[Begin Stored data]
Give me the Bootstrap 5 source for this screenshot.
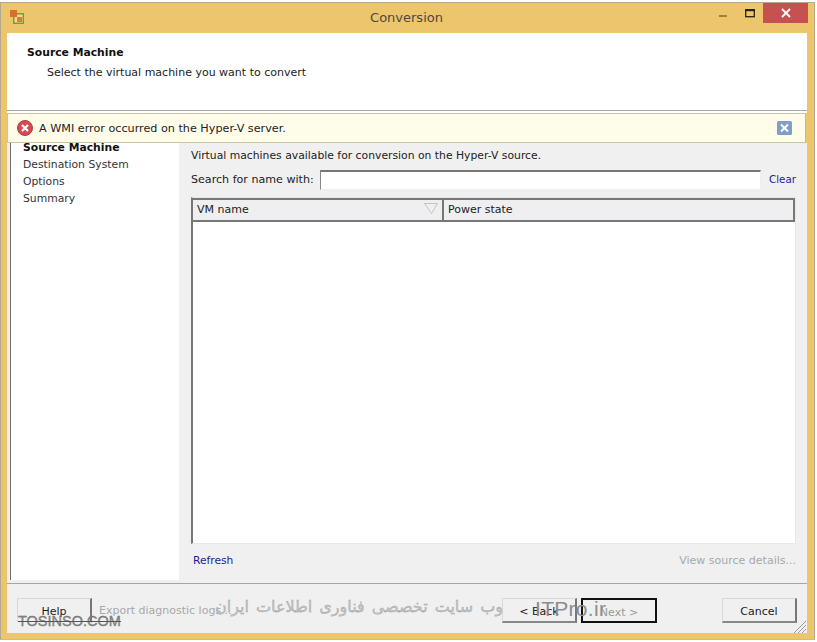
<!DOCTYPE html>
<html lang="en">
<head>
<meta charset="utf-8">
<title>Conversion</title>
<link rel="stylesheet" href="https://cdn.jsdelivr.net/npm/bootstrap@5.3.0/dist/css/bootstrap.min.css">
<style>
html,body{margin:0;height:642px;overflow:hidden;background:#fff}
body{font-family:"DejaVu Sans","Liberation Sans",sans-serif;font-size:11px;line-height:14px;color:#222}
.win{width:815px;height:638px;margin-top:2px;background:#edc56c;border:1px solid #b5a98c;border-bottom-color:#c9bb95;position:relative}
.tbar{height:30px;padding:0 6px 0 9px}
.tside{flex:1 1 0}
.ticon{margin-top:7px}
.tname{font-size:13px;color:#4a4a3f;line-height:16px;padding:7px 5px 0 0}
.ctl1{width:45px;height:20px}
.ctl2{width:30px;height:20px}
.cx{width:45px;height:20px;background:#c75050}
.inner{margin:0 7px 0 6px;height:600px}
.hdr{background:#fff;height:78px;padding:13px 20px;border-bottom:1px solid #a8a8a8;color:#222}
.hdr b{color:#111;display:block;margin-bottom:6px;font-size:10.8px}
.hsub{padding-left:20px}
.wgap{height:2px;background:#fff}
.warn{height:30px;background:#fffdea;border:1px solid #c8c4a4;border-right-color:#d0b878;padding:0 13px 0 9px;gap:6px;margin-right:1px;font-size:11.2px}
.warntxt{padding-top:2px}
.mainp{height:441px;background:#f0f0f0;border-bottom:1px solid #a5a5a5}
.side{width:169px;height:437px;margin-left:3px;background:#fff;border-left:1px solid #6e6e6e;padding:0 0 0 12px;color:#333;line-height:17px;margin-right:12px;font-size:10.8px}
.side b{color:#111;display:block;margin-top:-4px}
.rpane{width:605px;padding-top:5px}
.intro{line-height:16px;margin-bottom:6px;font-size:10.8px}
.srow{height:20px;margin-bottom:7px;white-space:nowrap}
.slabel{width:129px;flex:none;font-size:11.1px}
.sbox{width:441px;height:20px;flex:none;background:#fff;border:1px solid #eee;border-top:2px solid #777;border-left:1px solid #888}
.lnk{color:#1d1d9c;text-decoration:none}
.clr{margin-left:8px;font-size:10.3px;padding-bottom:3px}
.tbl{height:347px;background:#fff;border:1px solid #e8e8e8;border-left:2px solid #777;width:605px}
.thd{height:24px;background:#efeff1;border:2px solid #777;border-left:0}
.th1{width:251px;border-right:2px solid #777;padding-left:4px;line-height:20px;position:relative}
.th2{padding-left:4px;line-height:20px}
.sortmk{position:absolute;right:3px;top:2px}
.lnkrow{padding:10px 0 0 2px;line-height:14px;width:605px}
.rfsh{font-size:10.7px}
.mut{color:#a8a8a8}
.foot{height:49px;background:#f0f0f0;padding:14px 10px 0 10px}
.wbtn{height:25px;width:75px;background:#f0f0f0;border:1px solid #d8d8d8;border-right:2px solid #777;border-bottom:2px solid #888;text-align:center;line-height:23px;color:#222;font-size:11px;padding:1px 0 0}
.wbtn.fc{border:2px solid #111;width:76px;color:#999}
.help{border-bottom-color:#efefef}
.gap1{margin-right:4px}
.gap2{margin-left:65px}
.exp{line-height:25px;margin-left:7px}
.wm1{position:absolute;left:17px;top:611px;font-size:14.500px;color:#8a8a8a;font-family:"Liberation Sans",sans-serif;text-decoration:line-through;text-decoration-thickness:1px;text-decoration-color:#555;-webkit-text-stroke:.3px #666}
.wm2{position:absolute;left:217px;top:597px;width:285px;direction:rtl;font-size:16px;color:#c2c2c2;white-space:nowrap;word-spacing:2px;-webkit-text-stroke:.3px #999}
.wm3{position:absolute;left:534px;top:594px;font-size:21px;line-height:24px;color:#8d8d8d;font-family:"Liberation Sans",sans-serif;letter-spacing:.3px}
.grip{position:absolute;right:7px;bottom:5px}
</style>
</head>
<body>
<div class="win">
  <div class="tbar d-flex align-items-start">
    <div class="tside"><svg class="ticon d-block" width="14" height="14" viewBox="0 0 14 14"><rect x="3.800" y="3.800" width="9.500" height="9.500" fill="#f2d98c" stroke="#66a632" stroke-width="1.500"/><rect x="0" y="0" width="7" height="7" fill="#d9702a"/><rect x="7" y="7" width="5" height="5" fill="#e07b35"/></svg></div>
    <div class="tname text-center">Conversion</div>
    <div class="tside d-flex justify-content-end">
      <svg class="ctl1" viewBox="0 0 45 20"><rect x="31" y="12" width="8" height="2" fill="#a8821f"/></svg>
      <svg class="ctl2" viewBox="0 0 30 20"><rect x="12.700" y="6.700" width="8.600" height="7" fill="none" stroke="#2a2208" stroke-width="1.300"/><rect x="12" y="6" width="10" height="2.200" fill="#2a2208"/></svg>
      <div class="cx d-flex align-items-center justify-content-center"><svg width="10" height="10" viewBox="0 0 10 10"><path d="M1 1L9 9M9 1L1 9" stroke="#fff" stroke-width="1.800"/></svg></div>
    </div>
  </div>
  <div class="inner">
    <div class="hdr"><b>Source Machine</b><div class="hsub">Select the virtual machine you want to convert</div></div>
    <div class="wgap"></div>
    <div class="warn d-flex align-items-center">
      <svg width="16" height="16" viewBox="0 0 16 16"><circle cx="8" cy="8" r="7.500" fill="#d44a50" stroke="#b03a40"/><path d="M5 5L11 11M11 5L5 11" stroke="#fff" stroke-width="2.200"/></svg>
      <span class="flex-grow-1 warntxt">A WMI error occurred on the Hyper-V server.</span>
      <svg width="15" height="14" viewBox="0 0 15 14"><rect width="15" height="14" rx="1.500" fill="#7f9fc8"/><path d="M4 3.500L11 10.500M11 3.500L4 10.500" stroke="#fff" stroke-width="2"/></svg>
    </div>
    <div class="mainp d-flex">
      <div class="side">
        <b>Source Machine</b>
        <div>Destination System</div>
        <div>Options</div>
        <div>Summary</div>
      </div>
      <div class="rpane">
        <div class="intro">Virtual machines available for conversion on the Hyper-V source.</div>
        <div class="srow d-flex align-items-center">
          <span class="slabel">Search for name with:</span>
          <div class="sbox"></div>
          <a class="lnk clr" href="#">Clear</a>
        </div>
        <div class="tbl">
          <div class="thd d-flex">
            <div class="th1">VM name<svg class="sortmk" width="16" height="13" viewBox="0 0 16 13"><path d="M1.500 1.500H14.500L8.500 11.500Z" fill="none" stroke="#c4c4c4"/></svg></div>
            <div class="th2">Power state</div>
          </div>
        </div>
        <div class="lnkrow d-flex justify-content-between">
          <a class="lnk rfsh" href="#">Refresh</a>
          <span class="mut">View source details...</span>
        </div>
      </div>
    </div>
    <div class="foot d-flex justify-content-between">
      <div class="d-flex">
        <button class="wbtn help" type="button">Help</button>
        <span class="mut exp">Export diagnostic logs...</span>
      </div>
      <div class="d-flex">
        <button class="wbtn gap1" type="button">&lt; Back</button>
        <button class="wbtn fc" type="button">Next &gt;</button>
        <button class="wbtn gap2" type="button">Cancel</button>
      </div>
    </div>
  </div>
  <div class="wm1">TOSINSO.COM</div>
  <div class="wm2">وب سایت تخصصی فناوری اطلاعات ایران</div>
  <div class="wm3">ITPro.ir</div>
  <svg class="grip" width="14" height="14" viewBox="0 0 14 14"><path d="M13 1L1 13M13 5L5 13M13 9L9 13" stroke="#9a9a9a" stroke-width="1"/></svg>
</div>
</body>
</html>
[End Stored data]
What to produce: Transcribe the full listing character for character. Pictures are excluded.

Final result:
Give me the Bootstrap 5 source for this screenshot.
<!DOCTYPE html>
<html lang="en">
<head>
<meta charset="utf-8">
<title>Conversion</title>
<link rel="stylesheet" href="https://cdn.jsdelivr.net/npm/bootstrap@5.3.0/dist/css/bootstrap.min.css">
<style>
html,body{margin:0;height:642px;overflow:hidden;background:#fff}
body{font-family:"DejaVu Sans","Liberation Sans",sans-serif;font-size:11px;line-height:14px;color:#222}
.win{width:815px;height:638px;margin-top:2px;background:#edc56c;border:1px solid #b5a98c;border-bottom-color:#c9bb95;position:relative}
.tbar{height:30px;padding:0 6px 0 9px}
.tside{flex:1 1 0}
.ticon{margin-top:7px}
.tname{font-size:13px;color:#4a4a3f;line-height:16px;padding:7px 5px 0 0}
.ctl1{width:45px;height:20px}
.ctl2{width:30px;height:20px}
.cx{width:45px;height:20px;background:#c75050}
.inner{margin:0 7px 0 6px;height:600px}
.hdr{background:#fff;height:78px;padding:13px 20px;border-bottom:1px solid #a8a8a8;color:#222}
.hdr b{color:#111;display:block;margin-bottom:6px;font-size:10.8px}
.hsub{padding-left:20px}
.wgap{height:2px;background:#fff}
.warn{height:30px;background:#fffdea;border:1px solid #c8c4a4;border-right-color:#d0b878;padding:0 13px 0 9px;gap:6px;margin-right:1px;font-size:11.2px}
.warntxt{padding-top:2px}
.mainp{height:441px;background:#f0f0f0;border-bottom:1px solid #a5a5a5}
.side{width:169px;height:437px;margin-left:3px;background:#fff;border-left:1px solid #6e6e6e;padding:0 0 0 12px;color:#333;line-height:17px;margin-right:12px;font-size:10.8px}
.side b{color:#111;display:block;margin-top:-4px}
.rpane{width:605px;padding-top:5px}
.intro{line-height:16px;margin-bottom:6px;font-size:10.8px}
.srow{height:20px;margin-bottom:7px;white-space:nowrap}
.slabel{width:129px;flex:none;font-size:11.1px}
.sbox{width:441px;height:20px;flex:none;background:#fff;border:1px solid #eee;border-top:2px solid #777;border-left:1px solid #888}
.lnk{color:#1d1d9c;text-decoration:none}
.clr{margin-left:8px;font-size:10.3px;padding-bottom:3px}
.tbl{height:347px;background:#fff;border:1px solid #e8e8e8;border-left:2px solid #777;width:605px}
.thd{height:24px;background:#efeff1;border:2px solid #777;border-left:0}
.th1{width:251px;border-right:2px solid #777;padding-left:4px;line-height:20px;position:relative}
.th2{padding-left:4px;line-height:20px}
.sortmk{position:absolute;right:3px;top:2px}
.lnkrow{padding:10px 0 0 2px;line-height:14px;width:605px}
.rfsh{font-size:10.7px}
.mut{color:#a8a8a8}
.foot{height:49px;background:#f0f0f0;padding:14px 10px 0 10px}
.wbtn{height:25px;width:75px;background:#f0f0f0;border:1px solid #d8d8d8;border-right:2px solid #777;border-bottom:2px solid #888;text-align:center;line-height:23px;color:#222;font-size:11px;padding:1px 0 0}
.wbtn.fc{border:2px solid #111;width:76px;color:#999}
.help{border-bottom-color:#efefef}
.gap1{margin-right:4px}
.gap2{margin-left:65px}
.exp{line-height:25px;margin-left:7px}
.wm1{position:absolute;left:17px;top:611px;font-size:14.500px;color:#8a8a8a;font-family:"Liberation Sans",sans-serif;text-decoration:line-through;text-decoration-thickness:1px;text-decoration-color:#555;-webkit-text-stroke:.3px #666}
.wm2{position:absolute;left:217px;top:597px;width:285px;direction:rtl;font-size:16px;color:#c2c2c2;white-space:nowrap;word-spacing:2px;-webkit-text-stroke:.3px #999}
.wm3{position:absolute;left:534px;top:594px;font-size:21px;line-height:24px;color:#8d8d8d;font-family:"Liberation Sans",sans-serif;letter-spacing:.3px}
.grip{position:absolute;right:7px;bottom:5px}
</style>
</head>
<body>
<div class="win">
  <div class="tbar d-flex align-items-start">
    <div class="tside"><svg class="ticon d-block" width="14" height="14" viewBox="0 0 14 14"><rect x="3.800" y="3.800" width="9.500" height="9.500" fill="#f2d98c" stroke="#66a632" stroke-width="1.500"/><rect x="0" y="0" width="7" height="7" fill="#d9702a"/><rect x="7" y="7" width="5" height="5" fill="#e07b35"/></svg></div>
    <div class="tname text-center">Conversion</div>
    <div class="tside d-flex justify-content-end">
      <svg class="ctl1" viewBox="0 0 45 20"><rect x="31" y="12" width="8" height="2" fill="#a8821f"/></svg>
      <svg class="ctl2" viewBox="0 0 30 20"><rect x="12.700" y="6.700" width="8.600" height="7" fill="none" stroke="#2a2208" stroke-width="1.300"/><rect x="12" y="6" width="10" height="2.200" fill="#2a2208"/></svg>
      <div class="cx d-flex align-items-center justify-content-center"><svg width="10" height="10" viewBox="0 0 10 10"><path d="M1 1L9 9M9 1L1 9" stroke="#fff" stroke-width="1.800"/></svg></div>
    </div>
  </div>
  <div class="inner">
    <div class="hdr"><b>Source Machine</b><div class="hsub">Select the virtual machine you want to convert</div></div>
    <div class="wgap"></div>
    <div class="warn d-flex align-items-center">
      <svg width="16" height="16" viewBox="0 0 16 16"><circle cx="8" cy="8" r="7.500" fill="#d44a50" stroke="#b03a40"/><path d="M5 5L11 11M11 5L5 11" stroke="#fff" stroke-width="2.200"/></svg>
      <span class="flex-grow-1 warntxt">A WMI error occurred on the Hyper-V server.</span>
      <svg width="15" height="14" viewBox="0 0 15 14"><rect width="15" height="14" rx="1.500" fill="#7f9fc8"/><path d="M4 3.500L11 10.500M11 3.500L4 10.500" stroke="#fff" stroke-width="2"/></svg>
    </div>
    <div class="mainp d-flex">
      <div class="side">
        <b>Source Machine</b>
        <div>Destination System</div>
        <div>Options</div>
        <div>Summary</div>
      </div>
      <div class="rpane">
        <div class="intro">Virtual machines available for conversion on the Hyper-V source.</div>
        <div class="srow d-flex align-items-center">
          <span class="slabel">Search for name with:</span>
          <div class="sbox"></div>
          <a class="lnk clr" href="#">Clear</a>
        </div>
        <div class="tbl">
          <div class="thd d-flex">
            <div class="th1">VM name<svg class="sortmk" width="16" height="13" viewBox="0 0 16 13"><path d="M1.500 1.500H14.500L8.500 11.500Z" fill="none" stroke="#c4c4c4"/></svg></div>
            <div class="th2">Power state</div>
          </div>
        </div>
        <div class="lnkrow d-flex justify-content-between">
          <a class="lnk rfsh" href="#">Refresh</a>
          <span class="mut">View source details...</span>
        </div>
      </div>
    </div>
    <div class="foot d-flex justify-content-between">
      <div class="d-flex">
        <button class="wbtn help" type="button">Help</button>
        <span class="mut exp">Export diagnostic logs...</span>
      </div>
      <div class="d-flex">
        <button class="wbtn gap1" type="button">&lt; Back</button>
        <button class="wbtn fc" type="button">Next &gt;</button>
        <button class="wbtn gap2" type="button">Cancel</button>
      </div>
    </div>
  </div>
  <div class="wm1">TOSINSO.COM</div>
  <div class="wm2">وب سایت تخصصی فناوری اطلاعات ایران</div>
  <div class="wm3">ITPro.ir</div>
  <svg class="grip" width="14" height="14" viewBox="0 0 14 14"><path d="M13 1L1 13M13 5L5 13M13 9L9 13" stroke="#9a9a9a" stroke-width="1"/></svg>
</div>
</body>
</html>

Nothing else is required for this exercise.